How Lighthouse handles USCIS account details on your filings
Tracking down your 12-digit number is a small task on its own. It sits inside a much larger stack of identifiers, deadlines, and fields where a confident wrong answer costs you more than a blank one.
Lighthouse prepares U.S. immigration applications for founders, engineers, and researchers, and for the companies hiring them. Attorney review is included in every case, and applications are prepared in under 3 weeks.
The initial eligibility evaluation is free, so you can confirm which immigration forms you actually need, and which identifiers each one asks for, before committing to anything.
Start your free eligibility evaluation.
Frequently asked questions on where to find USCIS online account number
Do I have a USCIS online account number?
You have one if you filed through an online account, hold a case number beginning with IOE, or received a USCIS Account Access Notice by mail. If none of those apply, USCIS has not assigned you a number.
Where to find USCIS online account number on Form I-797C?
Check the top row of the notice, where certain versions print it alongside case data.
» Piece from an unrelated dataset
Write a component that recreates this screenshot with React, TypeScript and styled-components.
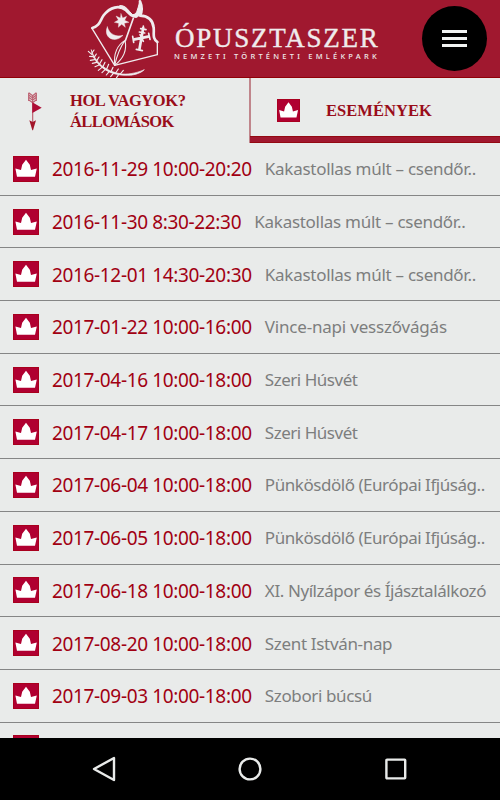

Many notices omit it entirely, so an absence there does not mean you lack a number.
Is the USCIS online account number the same as my receipt number?
No. Your account number identifies your online profile and stays constant, while a case receipt tracks one specific filing and changes with each new application you submit.
Can I create a USCIS online account number myself?
No. USCIS assigns it when a filing links to your account electronically. Registering on the USCIS site gives you an account, not an account number.
What happens if I leave the field blank?
Nothing. USCIS processes immigration applications without it. The number helps the agency connect paper filings to your digital profile, but it is not a condition of adjudication.
Does my attorney have my USCIS online account number?
Possibly. If a legal representative filed for you and linked the case to their account, they can retrieve it from their own profile. Ask them before contacting USCIS yourself.